Exercise objective
Make an exact copy of the data below, leaving out every picture.
## BEGIN
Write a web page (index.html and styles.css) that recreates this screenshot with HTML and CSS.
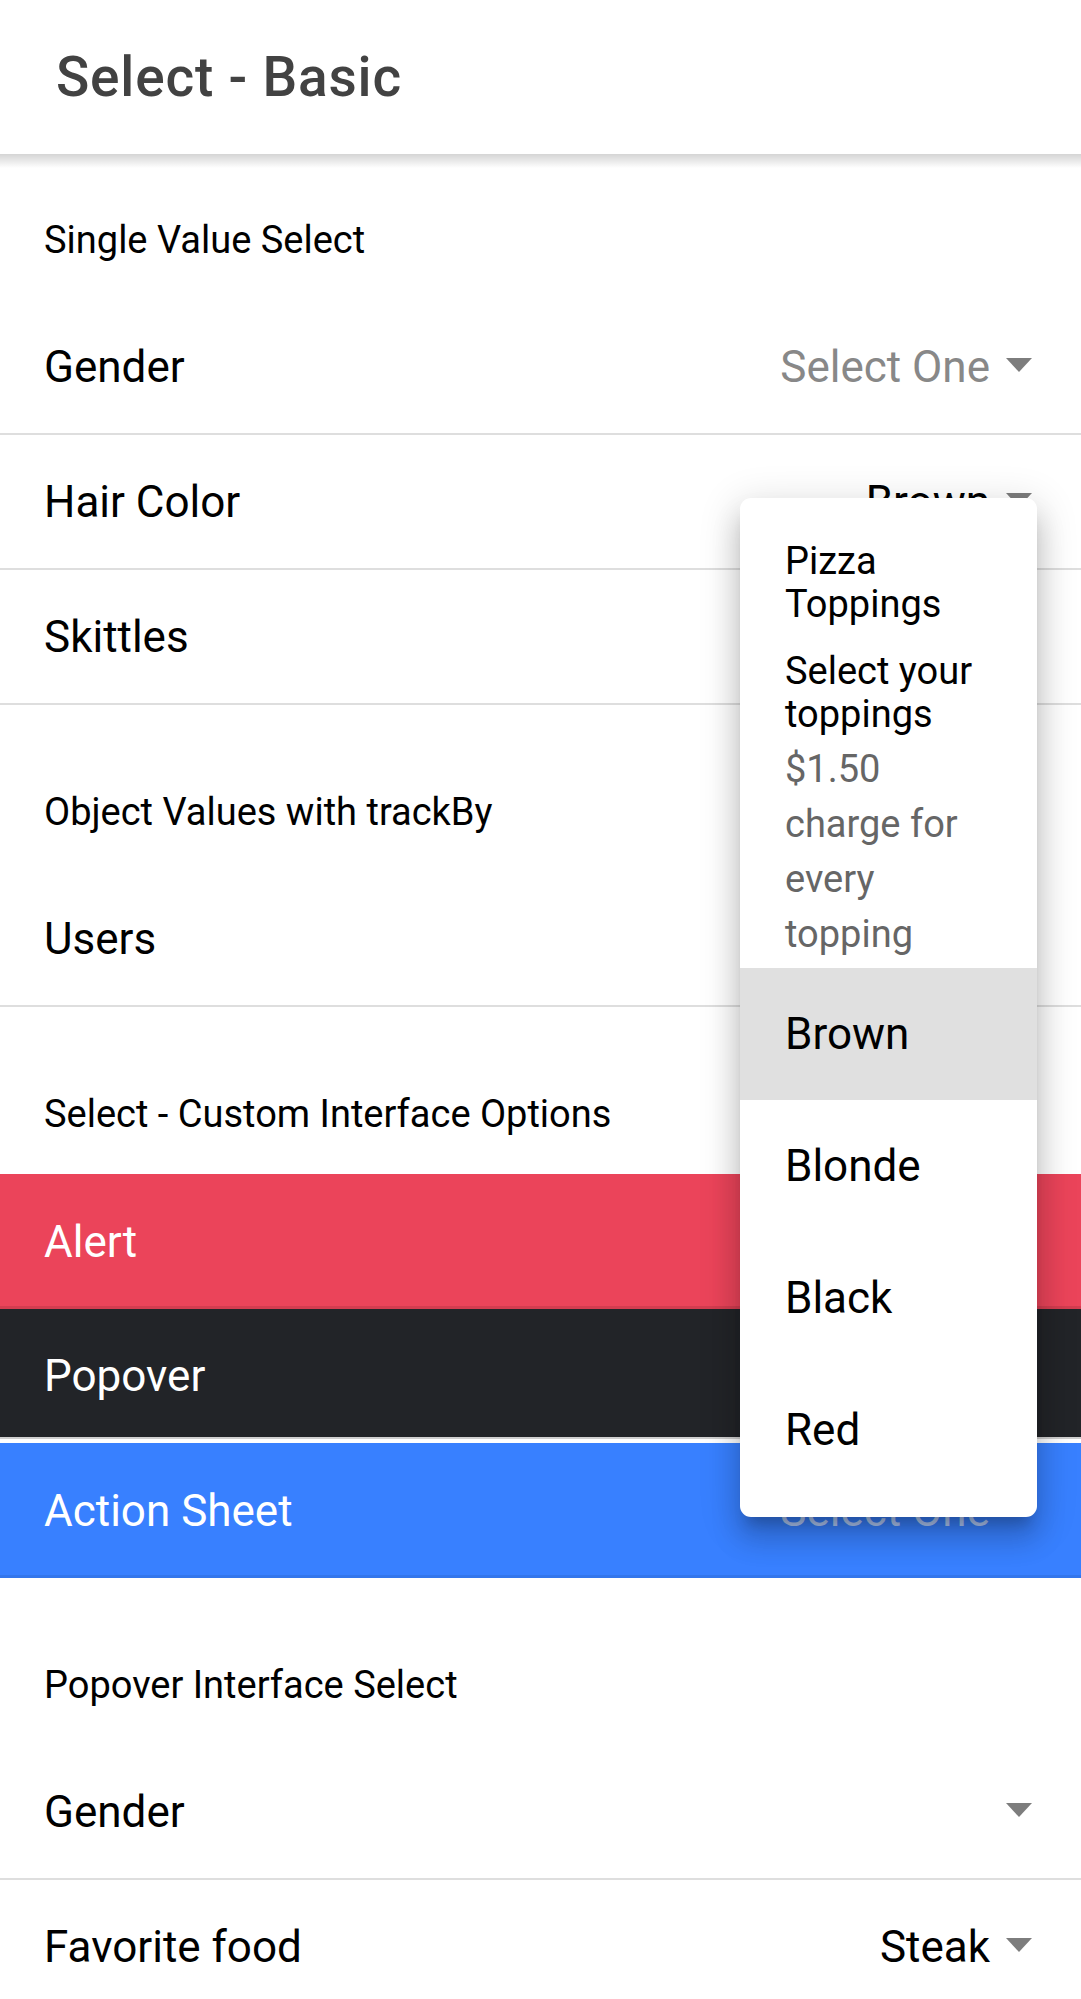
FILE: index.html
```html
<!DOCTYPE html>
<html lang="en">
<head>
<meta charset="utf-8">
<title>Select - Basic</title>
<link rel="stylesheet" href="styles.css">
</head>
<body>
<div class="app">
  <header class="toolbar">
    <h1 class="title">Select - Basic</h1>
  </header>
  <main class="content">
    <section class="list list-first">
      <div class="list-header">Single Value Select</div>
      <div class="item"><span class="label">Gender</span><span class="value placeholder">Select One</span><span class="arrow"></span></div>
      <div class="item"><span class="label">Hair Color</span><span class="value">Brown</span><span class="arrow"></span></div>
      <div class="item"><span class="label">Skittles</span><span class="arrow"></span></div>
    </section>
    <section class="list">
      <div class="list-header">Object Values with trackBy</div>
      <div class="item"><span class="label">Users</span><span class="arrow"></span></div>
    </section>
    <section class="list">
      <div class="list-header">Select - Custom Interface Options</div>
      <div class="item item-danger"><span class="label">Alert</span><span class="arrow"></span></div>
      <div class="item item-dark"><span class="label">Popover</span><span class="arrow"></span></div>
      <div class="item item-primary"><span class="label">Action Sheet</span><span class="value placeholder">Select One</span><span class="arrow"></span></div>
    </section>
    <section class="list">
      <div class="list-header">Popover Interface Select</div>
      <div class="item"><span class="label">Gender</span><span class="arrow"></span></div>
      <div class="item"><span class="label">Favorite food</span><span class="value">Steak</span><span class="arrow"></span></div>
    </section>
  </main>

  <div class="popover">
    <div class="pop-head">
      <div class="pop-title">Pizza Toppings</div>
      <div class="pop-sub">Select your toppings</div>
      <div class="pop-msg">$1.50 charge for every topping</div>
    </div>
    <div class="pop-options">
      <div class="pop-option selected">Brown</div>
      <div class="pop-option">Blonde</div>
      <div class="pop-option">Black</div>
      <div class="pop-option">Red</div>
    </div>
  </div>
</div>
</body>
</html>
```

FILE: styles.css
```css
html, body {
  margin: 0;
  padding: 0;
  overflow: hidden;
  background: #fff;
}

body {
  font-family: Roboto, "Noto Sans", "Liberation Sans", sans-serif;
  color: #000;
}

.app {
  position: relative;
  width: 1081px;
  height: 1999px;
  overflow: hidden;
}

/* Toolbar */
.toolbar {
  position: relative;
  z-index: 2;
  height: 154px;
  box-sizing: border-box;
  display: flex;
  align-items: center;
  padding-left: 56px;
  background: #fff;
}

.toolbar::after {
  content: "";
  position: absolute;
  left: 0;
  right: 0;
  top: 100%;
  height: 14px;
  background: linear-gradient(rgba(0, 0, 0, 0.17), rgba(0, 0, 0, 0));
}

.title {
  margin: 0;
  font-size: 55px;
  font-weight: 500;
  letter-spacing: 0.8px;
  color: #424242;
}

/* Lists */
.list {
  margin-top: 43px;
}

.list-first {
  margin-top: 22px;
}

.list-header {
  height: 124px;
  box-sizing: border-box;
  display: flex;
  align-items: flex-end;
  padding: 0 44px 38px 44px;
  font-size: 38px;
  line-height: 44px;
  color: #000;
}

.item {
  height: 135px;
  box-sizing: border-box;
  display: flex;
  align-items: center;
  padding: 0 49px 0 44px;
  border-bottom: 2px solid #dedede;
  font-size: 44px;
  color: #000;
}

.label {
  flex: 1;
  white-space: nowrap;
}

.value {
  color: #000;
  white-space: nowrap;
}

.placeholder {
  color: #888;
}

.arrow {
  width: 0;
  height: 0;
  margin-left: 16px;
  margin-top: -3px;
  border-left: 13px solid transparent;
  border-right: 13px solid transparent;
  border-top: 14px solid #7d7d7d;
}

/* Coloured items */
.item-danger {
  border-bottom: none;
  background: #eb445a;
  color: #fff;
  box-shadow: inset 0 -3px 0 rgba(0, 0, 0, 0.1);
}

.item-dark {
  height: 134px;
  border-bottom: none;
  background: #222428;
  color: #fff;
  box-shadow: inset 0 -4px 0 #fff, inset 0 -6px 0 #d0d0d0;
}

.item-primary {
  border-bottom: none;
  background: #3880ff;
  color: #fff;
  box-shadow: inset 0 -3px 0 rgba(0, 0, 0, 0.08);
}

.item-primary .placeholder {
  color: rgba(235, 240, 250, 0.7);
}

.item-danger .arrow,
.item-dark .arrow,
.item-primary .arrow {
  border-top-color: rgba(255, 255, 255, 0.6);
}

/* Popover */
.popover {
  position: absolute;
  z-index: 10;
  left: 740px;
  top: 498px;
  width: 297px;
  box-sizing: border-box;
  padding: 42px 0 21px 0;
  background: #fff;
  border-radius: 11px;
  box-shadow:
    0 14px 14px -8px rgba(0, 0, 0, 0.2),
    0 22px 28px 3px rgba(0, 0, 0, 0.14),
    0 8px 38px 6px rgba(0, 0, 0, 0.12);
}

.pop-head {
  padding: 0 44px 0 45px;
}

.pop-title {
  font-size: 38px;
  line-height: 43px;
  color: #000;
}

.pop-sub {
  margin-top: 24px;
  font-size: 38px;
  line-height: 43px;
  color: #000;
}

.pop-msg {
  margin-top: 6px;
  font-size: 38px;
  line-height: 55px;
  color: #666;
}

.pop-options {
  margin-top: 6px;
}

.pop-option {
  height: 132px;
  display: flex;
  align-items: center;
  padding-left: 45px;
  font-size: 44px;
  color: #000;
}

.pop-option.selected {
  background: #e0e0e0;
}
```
## END
Answer below
Write a web page (index.html and styles.css) that recreates this screenshot with HTML and CSS.
FILE: index.html
```html
<!DOCTYPE html>
<html lang="en">
<head>
<meta charset="utf-8">
<title>Select - Basic</title>
<link rel="stylesheet" href="styles.css">
</head>
<body>
<div class="app">
  <header class="toolbar">
    <h1 class="title">Select - Basic</h1>
  </header>
  <main class="content">
    <section class="list list-first">
      <div class="list-header">Single Value Select</div>
      <div class="item"><span class="label">Gender</span><span class="value placeholder">Select One</span><span class="arrow"></span></div>
      <div class="item"><span class="label">Hair Color</span><span class="value">Brown</span><span class="arrow"></span></div>
      <div class="item"><span class="label">Skittles</span><span class="arrow"></span></div>
    </section>
    <section class="list">
      <div class="list-header">Object Values with trackBy</div>
      <div class="item"><span class="label">Users</span><span class="arrow"></span></div>
    </section>
    <section class="list">
      <div class="list-header">Select - Custom Interface Options</div>
      <div class="item item-danger"><span class="label">Alert</span><span class="arrow"></span></div>
      <div class="item item-dark"><span class="label">Popover</span><span class="arrow"></span></div>
      <div class="item item-primary"><span class="label">Action Sheet</span><span class="value placeholder">Select One</span><span class="arrow"></span></div>
    </section>
    <section class="list">
      <div class="list-header">Popover Interface Select</div>
      <div class="item"><span class="label">Gender</span><span class="arrow"></span></div>
      <div class="item"><span class="label">Favorite food</span><span class="value">Steak</span><span class="arrow"></span></div>
    </section>
  </main>

  <div class="popover">
    <div class="pop-head">
      <div class="pop-title">Pizza Toppings</div>
      <div class="pop-sub">Select your toppings</div>
      <div class="pop-msg">$1.50 charge for every topping</div>
    </div>
    <div class="pop-options">
      <div class="pop-option selected">Brown</div>
      <div class="pop-option">Blonde</div>
      <div class="pop-option">Black</div>
      <div class="pop-option">Red</div>
    </div>
  </div>
</div>
</body>
</html>
```

FILE: styles.css
```css
html, body {
  margin: 0;
  padding: 0;
  overflow: hidden;
  background: #fff;
}

body {
  font-family: Roboto, "Noto Sans", "Liberation Sans", sans-serif;
  color: #000;
}

.app {
  position: relative;
  width: 1081px;
  height: 1999px;
  overflow: hidden;
}

/* Toolbar */
.toolbar {
  position: relative;
  z-index: 2;
  height: 154px;
  box-sizing: border-box;
  display: flex;
  align-items: center;
  padding-left: 56px;
  background: #fff;
}

.toolbar::after {
  content: "";
  position: absolute;
  left: 0;
  right: 0;
  top: 100%;
  height: 14px;
  background: linear-gradient(rgba(0, 0, 0, 0.17), rgba(0, 0, 0, 0));
}

.title {
  margin: 0;
  font-size: 55px;
  font-weight: 500;
  letter-spacing: 0.8px;
  color: #424242;
}

/* Lists */
.list {
  margin-top: 43px;
}

.list-first {
  margin-top: 22px;
}

.list-header {
  height: 124px;
  box-sizing: border-box;
  display: flex;
  align-items: flex-end;
  padding: 0 44px 38px 44px;
  font-size: 38px;
  line-height: 44px;
  color: #000;
}

.item {
  height: 135px;
  box-sizing: border-box;
  display: flex;
  align-items: center;
  padding: 0 49px 0 44px;
  border-bottom: 2px solid #dedede;
  font-size: 44px;
  color: #000;
}

.label {
  flex: 1;
  white-space: nowrap;
}

.value {
  color: #000;
  white-space: nowrap;
}

.placeholder {
  color: #888;
}

.arrow {
  width: 0;
  height: 0;
  margin-left: 16px;
  margin-top: -3px;
  border-left: 13px solid transparent;
  border-right: 13px solid transparent;
  border-top: 14px solid #7d7d7d;
}

/* Coloured items */
.item-danger {
  border-bottom: none;
  background: #eb445a;
  color: #fff;
  box-shadow: inset 0 -3px 0 rgba(0, 0, 0, 0.1);
}

.item-dark {
  height: 134px;
  border-bottom: none;
  background: #222428;
  color: #fff;
  box-shadow: inset 0 -4px 0 #fff, inset 0 -6px 0 #d0d0d0;
}

.item-primary {
  border-bottom: none;
  background: #3880ff;
  color: #fff;
  box-shadow: inset 0 -3px 0 rgba(0, 0, 0, 0.08);
}

.item-primary .placeholder {
  color: rgba(235, 240, 250, 0.7);
}

.item-danger .arrow,
.item-dark .arrow,
.item-primary .arrow {
  border-top-color: rgba(255, 255, 255, 0.6);
}

/* Popover */
.popover {
  position: absolute;
  z-index: 10;
  left: 740px;
  top: 498px;
  width: 297px;
  box-sizing: border-box;
  padding: 42px 0 21px 0;
  background: #fff;
  border-radius: 11px;
  box-shadow:
    0 14px 14px -8px rgba(0, 0, 0, 0.2),
    0 22px 28px 3px rgba(0, 0, 0, 0.14),
    0 8px 38px 6px rgba(0, 0, 0, 0.12);
}

.pop-head {
  padding: 0 44px 0 45px;
}

.pop-title {
  font-size: 38px;
  line-height: 43px;
  color: #000;
}

.pop-sub {
  margin-top: 24px;
  font-size: 38px;
  line-height: 43px;
  color: #000;
}

.pop-msg {
  margin-top: 6px;
  font-size: 38px;
  line-height: 55px;
  color: #666;
}

.pop-options {
  margin-top: 6px;
}

.pop-option {
  height: 132px;
  display: flex;
  align-items: center;
  padding-left: 45px;
  font-size: 44px;
  color: #000;
}

.pop-option.selected {
  background: #e0e0e0;
}
```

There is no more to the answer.